The Unwritten, by Mike Carey with the art of Peter Gross, is a story within a story. The first story in this comic is referencing a book by Wilson Taylor. Taylor wrote a long series of fantasy novels of cult-like popularity levels about a young boy wizard. (Think Harry Potter-esk.) Wilson Taylor has also mysteriously disappeared.
Tommy Taylor is both Wilson’s son and the basis of the books’ main character. He is an icon and the obsession of many people. But, as was stated above, Wilson Taylor has disappeared, presumably of his own free will and Tom (Tommy in the books) does not hide his abandonment issues well.

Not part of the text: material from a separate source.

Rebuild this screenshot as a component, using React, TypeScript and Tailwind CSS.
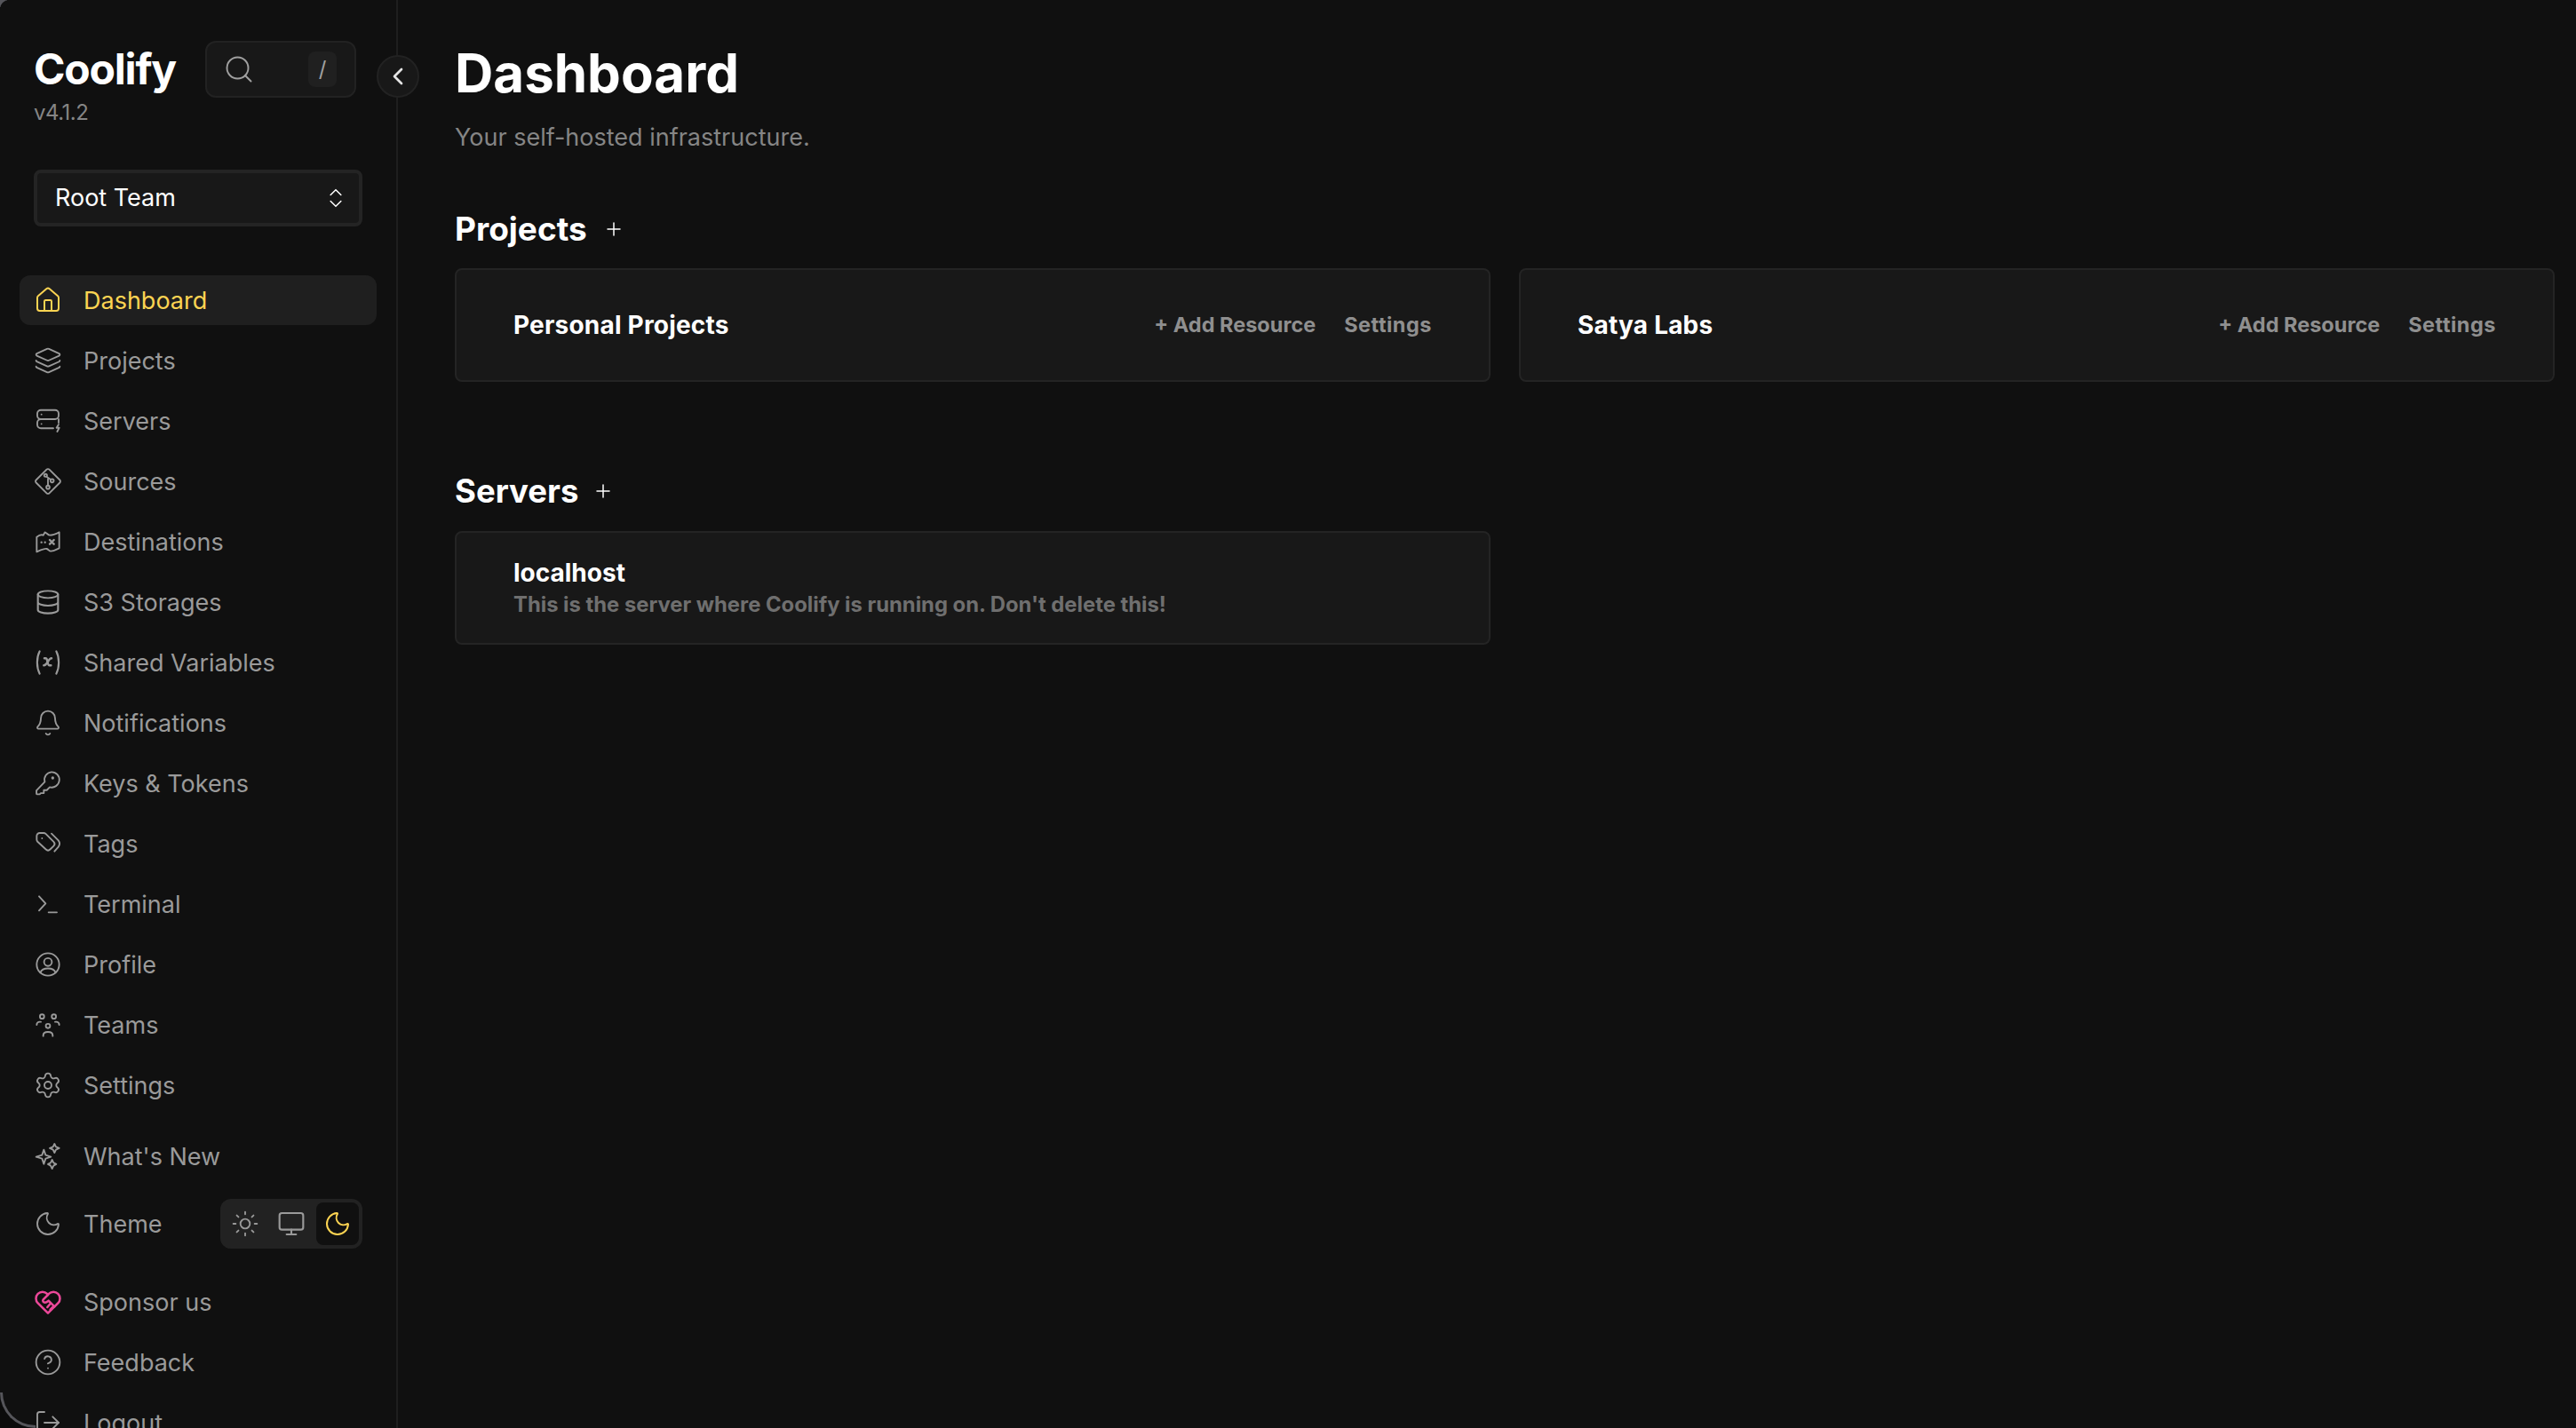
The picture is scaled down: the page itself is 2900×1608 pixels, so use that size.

At a “Tommy Con” session with the press, a young grad student stands up and asks Tom some questions. Questions about his origins and his childhood, for which he has no answer, unwittingly open a Pandora’s box. The media has a field day, quickly figuring out that Tommy Taylor has no traceable childhood until he was debuted to the country as the inspiration for his “father’s” books.
Feeling scammed all these years, the fans begin to riot as more and more info comes out pointing to the fact that Tom was not the legitimate son of Wilson Taylor – just a well played pawn in a PR scheme. So Tom drinks his way through the tough time as mobs of angry fans constantly congregate outside his hotel with picketing fences and loud jeering chants.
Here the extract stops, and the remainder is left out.